Un autre amendement du rapporteur a modifié une ponctuation au 15e alinéa, ce qui a entraîné une conséquence assez importante car cela implique que l'obligation de statuer en appel dans un délai de quinze jours porte seulement sur l'hypothèse d'un appel du ministère public. Cela semble pertinent : puisque l'appel est suspensif, il importe qu'une décision soit rendue rapidement. Toutefois je m'interroge sur le fait que cette modification conduit également à ce que ce délai ne s'applique qu'à cet appel du ministère public et qu'aucun délai ne soit par contre prévu pour les autres appels.

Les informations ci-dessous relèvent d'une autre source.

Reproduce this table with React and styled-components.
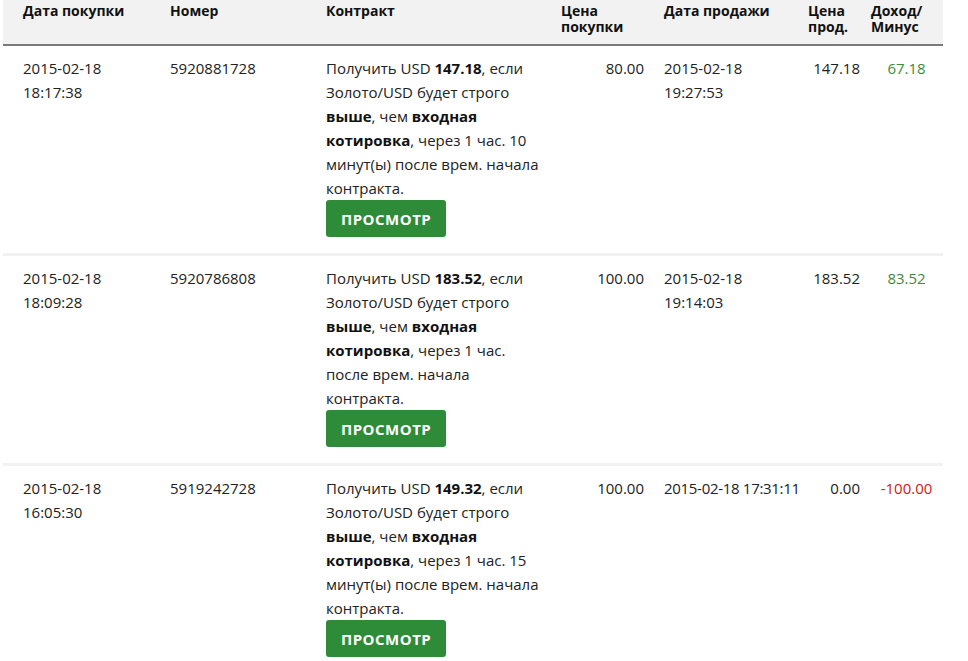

Enfin, un amendement présenté par M. Sueur a permis de consacrer la faculté du requérant de demander à être entendu par le juge – tandis que la proposition de loi initiale prévoyait que seul le juge décidait, ou non, d'entendre le requérant. Cette modification me paraît particulièrement opportune en ce qu'elle garantit les droits du requérant dans cette procédure et lui permet d'avoir accès au juge s'il le souhaite.

Vous l'aurez constaté, j'ai fait le choix de ne pas amender cette proposition de loi en commission. Compte tenu des délais très courts dans lesquels j'ai dû travailler, je n'ai pas encore terminé mes auditions, pourtant fort nombreuses ces derniers jours, et il me semblait dès lors prématuré de vous soumettre des propositions d'amendements.

J'ai toutefois très peu de réserves sur l'ergonomie générale de cette nouvelle voie de recours qui me semble à la fois adaptée, réaliste et pertinente.

Quelques points d'interrogation demeurent et je ne manquerai pas d'y chercher réponse au cours des auditions que je conduirai la semaine prochaine et, le cas échéant, auprès du Gouvernement. Dans cette attente, je sollicite de votre part l'adoption de cette proposition de loi et la poursuite du travail engagé, dans la perspective de la séance publique.